== DATA FOR THE TASK ==
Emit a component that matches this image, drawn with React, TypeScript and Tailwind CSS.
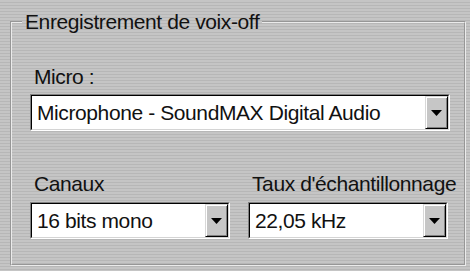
import React from "react";

function Arrow() {
  return (
    <svg width="11" height="6" viewBox="0 0 11 6">
      <polygon points="0,0 11,0 5.5,6" fill="#000" />
    </svg>
  );
}

function Combo({ value, className }: { value: string; className?: string }) {
  return (
    <div
      className={
        "flex h-[37px] border border-t-[#808080] border-l-[#808080] border-b-white border-r-white " +
        (className ?? "")
      }
    >
      <div className="flex flex-1 items-stretch bg-white border border-t-black border-l-black border-b-[#d4d4d4] border-r-[#d4d4d4]">
        <div className="flex flex-1 items-center pl-[5px] text-[21px] tracking-[-0.4px] leading-[23px] text-[#111] whitespace-nowrap overflow-hidden">
          {value}
        </div>
        <div className="flex w-[23px] items-center justify-center bg-[#c6c6c6] border border-t-[#d8d8d8] border-l-[#d8d8d8] border-b-black border-r-black shadow-[inset_1px_1px_0_#ffffff,inset_-1px_-1px_0_#808080]">
          <Arrow />
        </div>
      </div>
    </div>
  );
}

export default function App() {
  return (
    <div
      className="w-[470px] h-[271px] overflow-hidden pt-[10px] pl-[10px] pr-[4px] bg-[repeating-linear-gradient(to_bottom,#c5c5c5_0px,#c5c5c5_2px,#b7b7b7_2px,#b7b7b7_3px)]"
      style={{ fontFamily: '"Liberation Sans", Arial, sans-serif' }}
    >
      <fieldset className="m-0 border-2 [border-style:groove] border-[#ebebeb] pt-[32px] pb-[25px] pl-[18px] pr-[14px] min-w-0">
        <legend className="-ml-[8px] px-[3px] text-[21px] tracking-[-0.4px] leading-[23px] text-[#111]">
          Enregistrement de voix-off
        </legend>
        <div className="pl-[4px] text-[21px] tracking-[-0.4px] leading-[23px] text-[#111]">Micro :</div>
        <Combo value="Microphone - SoundMAX Digital Audio" className="mt-[6px]" />
        <div className="mt-[41px] grid grid-cols-[200px_200px] gap-x-[18px]">
          <div className="pl-[4px] text-[21px] tracking-[-0.4px] leading-[23px] text-[#111] whitespace-nowrap">Canaux</div>
          <div className="pl-[4px] text-[21px] tracking-[-0.4px] leading-[23px] text-[#111] whitespace-nowrap">
            Taux d'échantillonnage
          </div>
          <Combo value="16 bits mono" className="mt-[7px]" />
          <Combo value="22,05 kHz" className="mt-[7px]" />
        </div>
      </fieldset>
    </div>
  );
}
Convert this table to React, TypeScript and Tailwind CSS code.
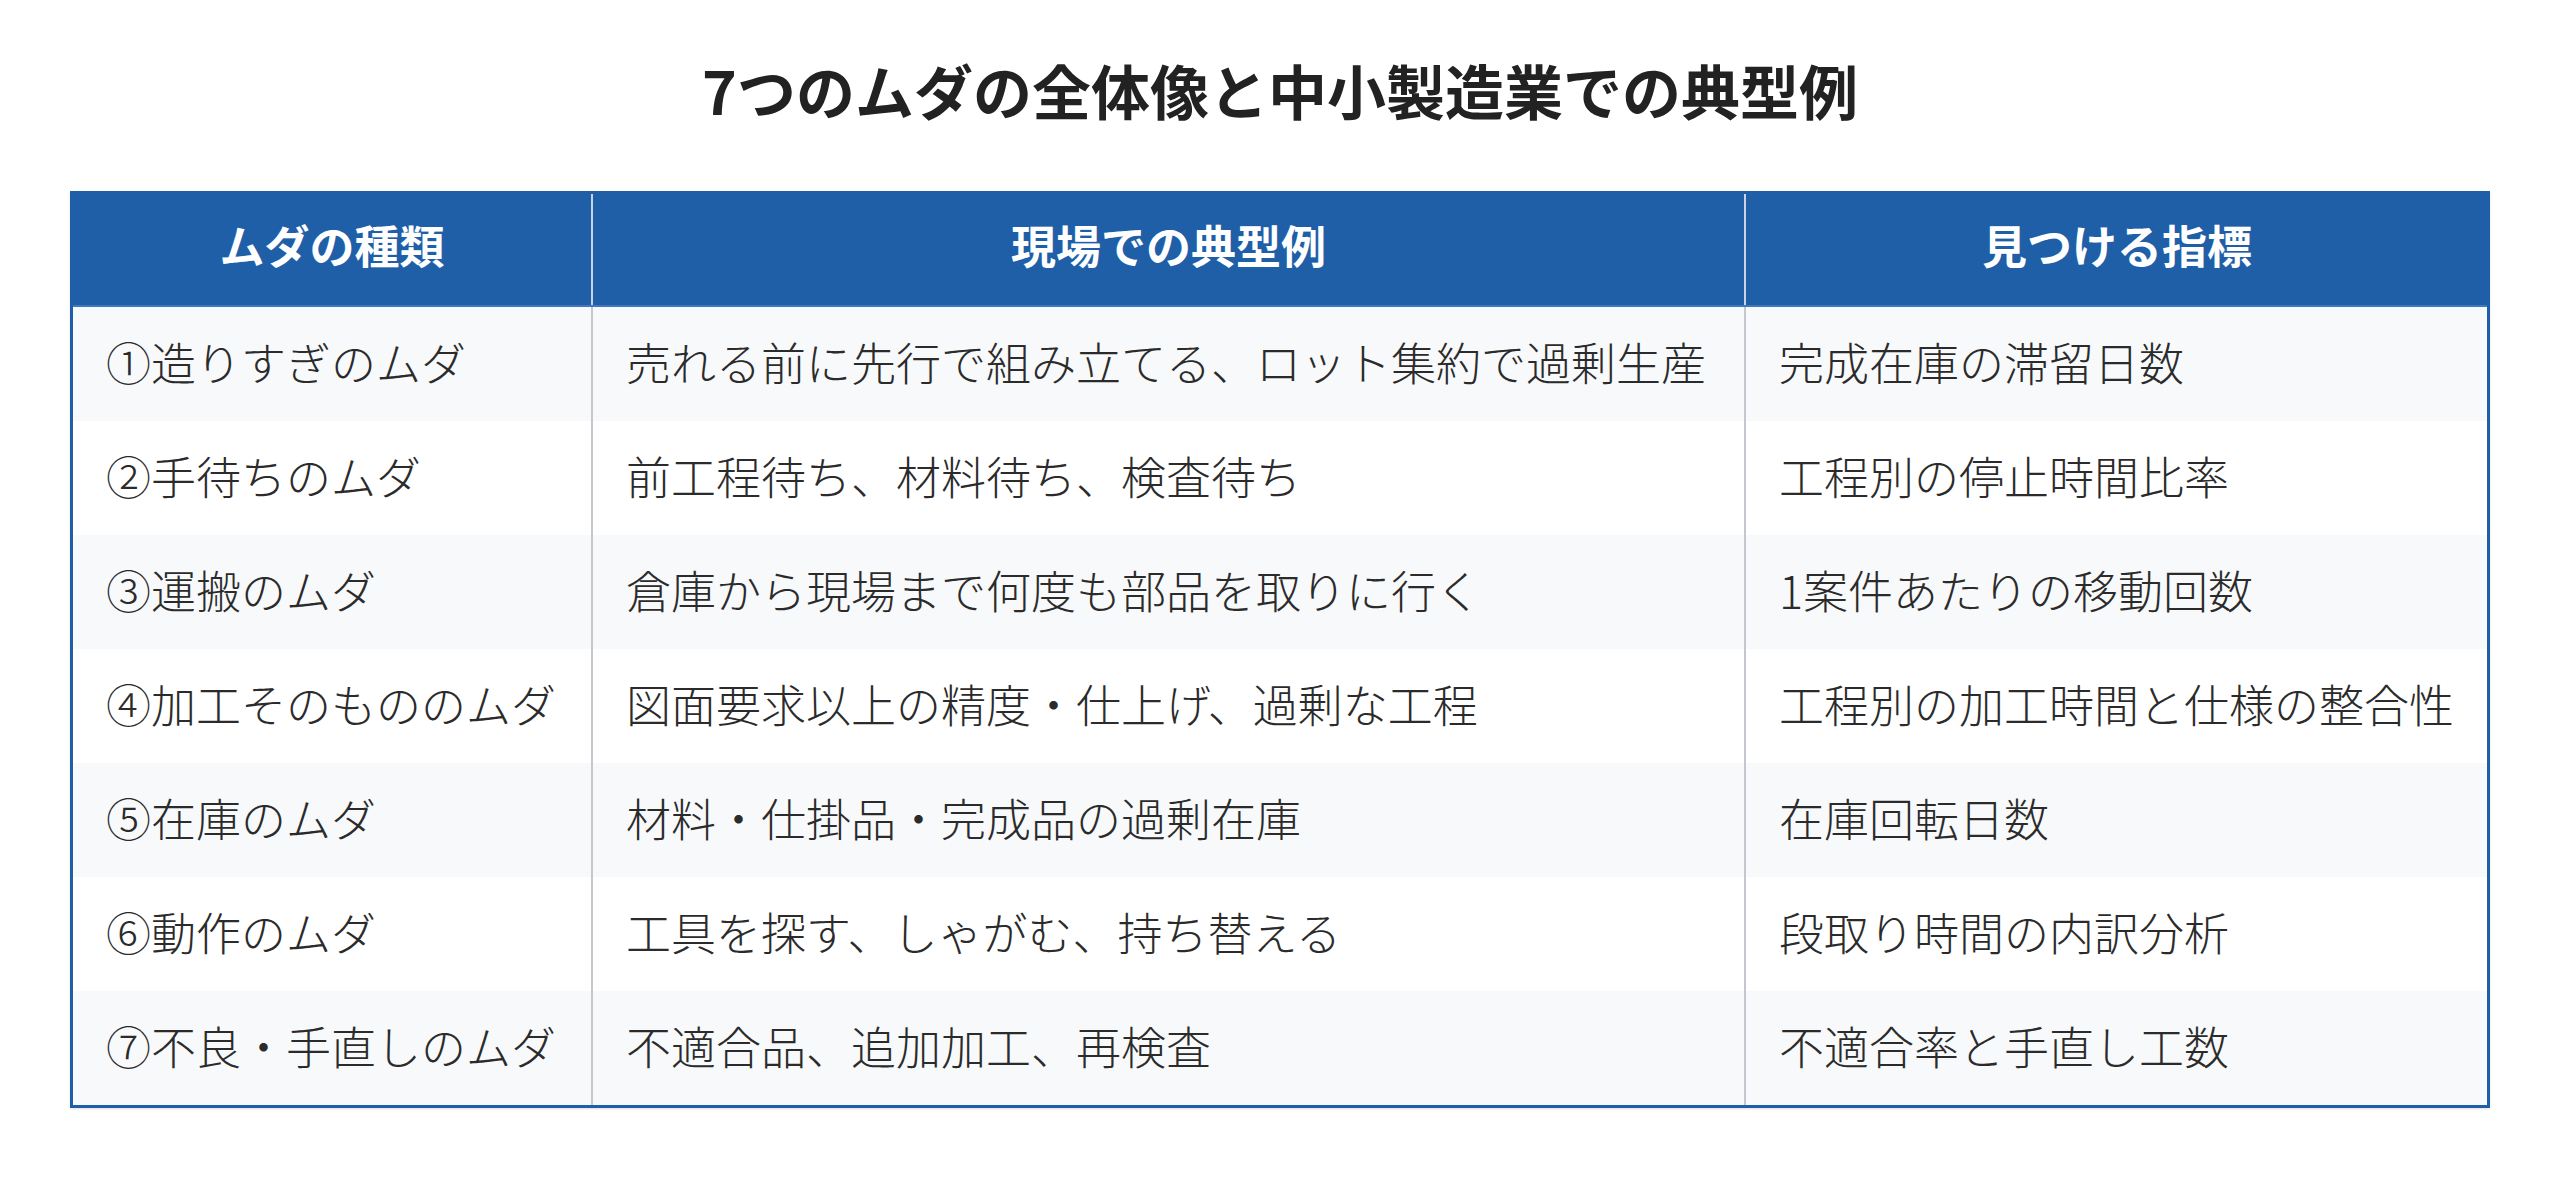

== EXERCISE PROMPT ==
Make an exact copy of every entry above, minus the images.

== EXERCISE RESULT ==
Emit a component that matches this image, drawn with React, TypeScript and Tailwind CSS.
import React from "react";

function Arrow() {
  return (
    <svg width="11" height="6" viewBox="0 0 11 6">
      <polygon points="0,0 11,0 5.5,6" fill="#000" />
    </svg>
  );
}

function Combo({ value, className }: { value: string; className?: string }) {
  return (
    <div
      className={
        "flex h-[37px] border border-t-[#808080] border-l-[#808080] border-b-white border-r-white " +
        (className ?? "")
      }
    >
      <div className="flex flex-1 items-stretch bg-white border border-t-black border-l-black border-b-[#d4d4d4] border-r-[#d4d4d4]">
        <div className="flex flex-1 items-center pl-[5px] text-[21px] tracking-[-0.4px] leading-[23px] text-[#111] whitespace-nowrap overflow-hidden">
          {value}
        </div>
        <div className="flex w-[23px] items-center justify-center bg-[#c6c6c6] border border-t-[#d8d8d8] border-l-[#d8d8d8] border-b-black border-r-black shadow-[inset_1px_1px_0_#ffffff,inset_-1px_-1px_0_#808080]">
          <Arrow />
        </div>
      </div>
    </div>
  );
}

export default function App() {
  return (
    <div
      className="w-[470px] h-[271px] overflow-hidden pt-[10px] pl-[10px] pr-[4px] bg-[repeating-linear-gradient(to_bottom,#c5c5c5_0px,#c5c5c5_2px,#b7b7b7_2px,#b7b7b7_3px)]"
      style={{ fontFamily: '"Liberation Sans", Arial, sans-serif' }}
    >
      <fieldset className="m-0 border-2 [border-style:groove] border-[#ebebeb] pt-[32px] pb-[25px] pl-[18px] pr-[14px] min-w-0">
        <legend className="-ml-[8px] px-[3px] text-[21px] tracking-[-0.4px] leading-[23px] text-[#111]">
          Enregistrement de voix-off
        </legend>
        <div className="pl-[4px] text-[21px] tracking-[-0.4px] leading-[23px] text-[#111]">Micro :</div>
        <Combo value="Microphone - SoundMAX Digital Audio" className="mt-[6px]" />
        <div className="mt-[41px] grid grid-cols-[200px_200px] gap-x-[18px]">
          <div className="pl-[4px] text-[21px] tracking-[-0.4px] leading-[23px] text-[#111] whitespace-nowrap">Canaux</div>
          <div className="pl-[4px] text-[21px] tracking-[-0.4px] leading-[23px] text-[#111] whitespace-nowrap">
            Taux d'échantillonnage
          </div>
          <Combo value="16 bits mono" className="mt-[7px]" />
          <Combo value="22,05 kHz" className="mt-[7px]" />
        </div>
      </fieldset>
    </div>
  );
}
Convert this table to React, TypeScript and Tailwind CSS code.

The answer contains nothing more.